EXERCISE BRIEF: Identify each line containing the word "drawn" and copy it.

Start of GIVEN INFORMATION

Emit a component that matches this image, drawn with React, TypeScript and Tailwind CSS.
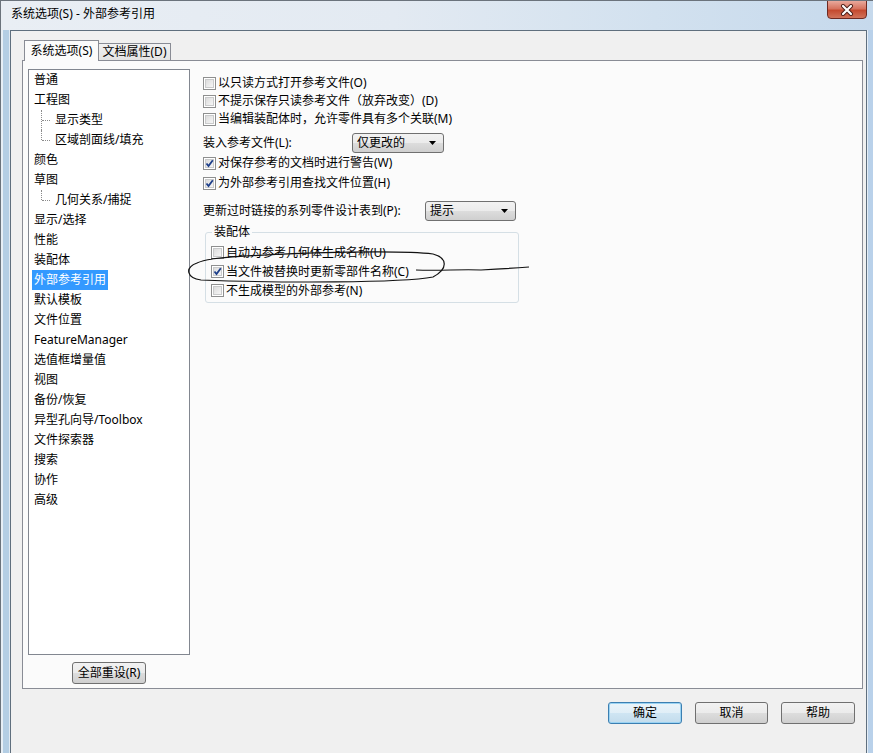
import React from "react";

const treeItems = [
  { label: "普通" },
  { label: "工程图" },
  { label: "显示类型", child: true },
  { label: "区域剖面线/填充", child: true, last: true },
  { label: "颜色" },
  { label: "草图" },
  { label: "几何关系/捕捉", child: true, last: true, single: true },
  { label: "显示/选择" },
  { label: "性能" },
  { label: "装配体" },
  { label: "外部参考引用", selected: true },
  { label: "默认模板" },
  { label: "文件位置" },
  { label: "FeatureManager" },
  { label: "选值框增量值" },
  { label: "视图" },
  { label: "备份/恢复" },
  { label: "异型孔向导/Toolbox" },
  { label: "文件探索器" },
  { label: "搜索" },
  { label: "协作" },
  { label: "高级" },
];

function CheckBox({ checked }: { checked?: boolean }) {
  return (
    <span className="relative w-[13px] h-[13px] shrink-0 border border-[#8e8f8f] bg-white p-[1px]">
      <span className="block w-full h-full border border-[#c9cacb] bg-gradient-to-br from-[#dcdcdc] to-[#f6f6f6]" />
      {checked && (
        <svg className="absolute left-0 top-0" width="11" height="11" viewBox="0 0 11 11">
          <path d="M2.5 5.5 L4.5 8 L8.8 2.2" fill="none" stroke="#1e3f8a" strokeWidth="1.8" />
        </svg>
      )}
    </span>
  );
}

function CheckRow({ text, checked, h = "h-[18px]" }: { text: string; checked?: boolean; h?: string }) {
  return (
    <div className={`flex items-center gap-[2px] ${h}`}>
      <CheckBox checked={checked} />
      <span className="leading-none">{text}</span>
    </div>
  );
}

function Combo({ text, w }: { text: string; w: string }) {
  return (
    <div
      className={`${w} h-[20px] rounded-[3px] border border-[#707070] flex items-center justify-between pl-[4px] pr-[7px] bg-[linear-gradient(#f2f2f2_0%,#ebebeb_50%,#dddddd_50%,#cfcfcf_100%)]`}
    >
      <span className="leading-none">{text}</span>
      <svg width="7" height="4" viewBox="0 0 7 4">
        <path d="M0 0 H7 L3.5 4 Z" fill="#000" />
      </svg>
    </div>
  );
}

function Button({ text, focused, w = "w-[74px]" }: { text: string; focused?: boolean; w?: string }) {
  return (
    <div
      className={`${w} h-[22px] rounded-[3px] border flex items-center justify-center ${
        focused
          ? "border-[#3c7fb1] shadow-[inset_0_0_0_1px_#9ad3f3] bg-[linear-gradient(#eaf4fa_0%,#e0eef7_50%,#cfe5f3_50%,#c3dcec_100%)]"
          : "border-[#707070] bg-[linear-gradient(#f2f2f2_0%,#ebebeb_50%,#dddddd_50%,#cfcfcf_100%)]"
      }`}
    >
      <span className="leading-none">{text}</span>
    </div>
  );
}

export default function App() {
  return (
    <div className="relative w-[873px] h-[753px] overflow-hidden border-l border-t border-[#6b737c] bg-[#b8d0e6] flex flex-col text-[12px] text-black font-['Noto_Sans','Noto_Sans_CJK_SC',sans-serif]">
      {/* Title bar */}
      <div className="h-[29px] shrink-0 flex items-center pl-[10px] bg-[linear-gradient(90deg,#e9eef4_0%,#e3eaf2_45%,#d2e1ef_75%,#c6d9ec_100%)] relative">
        <span className="leading-none -mt-[3px]">系统选项(S) - 外部参考引用</span>
        <div className="absolute right-[6px] -top-px w-[40px] h-[19px] rounded-b-[4px] border border-[#6d2a22] bg-[linear-gradient(#e9a99c_0%,#d6735f_45%,#c44a2f_55%,#d1735a_100%)] flex items-center justify-center">
          <svg width="14" height="12" viewBox="0 0 14 12">
            <path d="M3 2 L11 10 M11 2 L3 10" stroke="#4a1d16" strokeWidth="4" strokeLinecap="round" />
            <path d="M3 2 L11 10 M11 2 L3 10" stroke="#ffffff" strokeWidth="2.2" strokeLinecap="round" />
          </svg>
        </div>
      </div>

      {/* Body */}
      <div className="flex-1 flex min-h-0">
        <div className="w-[9px] shrink-0 border-l-[2px] border-r border-l-[#e6eef5] border-r-[#dfe9f2] bg-[#b4cee4]" />

        <div className="w-[857px] shrink-0 border-l border-t border-r border-[#5f6f7e] bg-[#f0f0f0] flex flex-col pl-[11px] pt-[9px]">
          {/* Tabs */}
          <div className="flex items-end h-[20px] relative z-10">
            <div className="ml-[2px] w-[75px] h-[21px] -mb-px border border-b-0 border-[#898c95] bg-[#fbfbfb] flex items-center justify-center">
              <span className="leading-none">系统选项(S)</span>
            </div>
            <div className="w-[72px] h-[17px] border border-l-0 border-b-0 border-[#898c95] bg-[linear-gradient(#f2f2f2,#e3e3e3)] flex items-center justify-center">
              <span className="leading-none">文档属性(D)</span>
            </div>
          </div>

          {/* Tab panel */}
          <div className="w-[841px] h-[629px] border border-[#898c95] bg-[#fbfbfb] flex pl-[5px] pt-[8px]">
            <div className="flex flex-col items-center">
              <div className="w-[162px] h-[586px] border border-[#828790] bg-white">
                {treeItems.map((it) => (
                  <div key={it.label} className={`relative h-[20px] flex items-center ${it.child ? "pl-[24px]" : "pl-[3px]"}`}>
                    {it.child && (
                      <>
                        <span
                          className={`absolute left-[12px] border-l border-dotted border-[#8c8c8c] ${
                            it.last ? "top-0 h-[10px]" : "top-0 h-[20px]"
                          }`}
                        />
                        <span className="absolute left-[13px] top-[10px] w-[8px] border-t border-dotted border-[#8c8c8c]" />
                      </>
                    )}
                    <span
                      className={`leading-none px-[2px] py-[4px] ${it.selected ? "bg-[#3399ff] text-white" : ""}`}
                    >
                      {it.label}
                    </span>
                  </div>
                ))}
              </div>
              <div className="mt-[7px]">
                <Button text="全部重设(R)" w="w-[74px]" />
              </div>
            </div>

            {/* Right column */}
            <div className="ml-[13px] pt-[5px] flex flex-col">
              <CheckRow text="以只读方式打开参考文件(O)" />
              <CheckRow text="不提示保存只读参考文件（放弃改变）(D)" />
              <CheckRow text="当编辑装配体时，允许零件具有多个关联(M)" />
              <div className="mt-[5px] flex items-center">
                <span className="w-[149px] leading-none">装入参考文件(L):</span>
                <Combo text="仅更改的" w="w-[92px]" />
              </div>
              <CheckRow text="对保存参考的文档时进行警告(W)" checked h="h-[20px]" />
              <CheckRow text="为外部参考引用查找文件位置(H)" checked h="h-[20px]" />
              <div className="mt-[8px] flex items-center">
                <span className="w-[222px] leading-none">更新过时链接的系列零件设计表到(P):</span>
                <Combo text="提示" w="w-[91px]" />
              </div>

              {/* Group box */}
              <div className="relative mt-[11px] ml-[2px] w-[314px] h-[71px] rounded-[3px] border border-[#d5dfe5] pl-[5px] pt-[10px]">
                <span className="absolute left-[6px] -top-[7px] px-[2px] bg-[#fbfbfb] leading-none">装配体</span>
                <CheckRow text="自动为参考几何体生成名称(U)" h="h-[19px]" />
                <CheckRow text="当文件被替换时更新零部件名称(C)" checked h="h-[19px]" />
                <CheckRow text="不生成模型的外部参考(N)" h="h-[19px]" />
              </div>
            </div>
          </div>

          {/* Dialog buttons */}
          <div className="mt-[13px] flex justify-end gap-[13px] pr-[11px]">
            <Button text="确定" focused />
            <Button text="取消" w="w-[73px]" />
            <Button text="帮助" />
          </div>
        </div>

        <div className="flex-1 border-l border-[#e4edf6] bg-[#b9d1ea]" />
      </div>

      {/* Hand-drawn annotation */}
      <svg className="absolute left-0 top-0 pointer-events-none" width="873" height="753" viewBox="0 0 873 753">
        <path
          d="M210 258 C280 251 400 249 432 253 C447 257 447 268 432 276 C400 282 280 282 200 279 C186 277 183 267 196 262 C200 260 205 259 212 258"
          fill="none"
          stroke="#111"
          strokeWidth="1.2"
        />
        <path d="M415 269 C440 270 460 268 480 269 C500 268 515 267 528 266" fill="none" stroke="#111" strokeWidth="1.2" />
      </svg>
    </div>
  );
}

End of GIVEN INFORMATION

RESPONSE TO THE TASK:
Emit a component that matches this image, drawn with React, TypeScript and Tailwind CSS.
      {/* Hand-drawn annotation */}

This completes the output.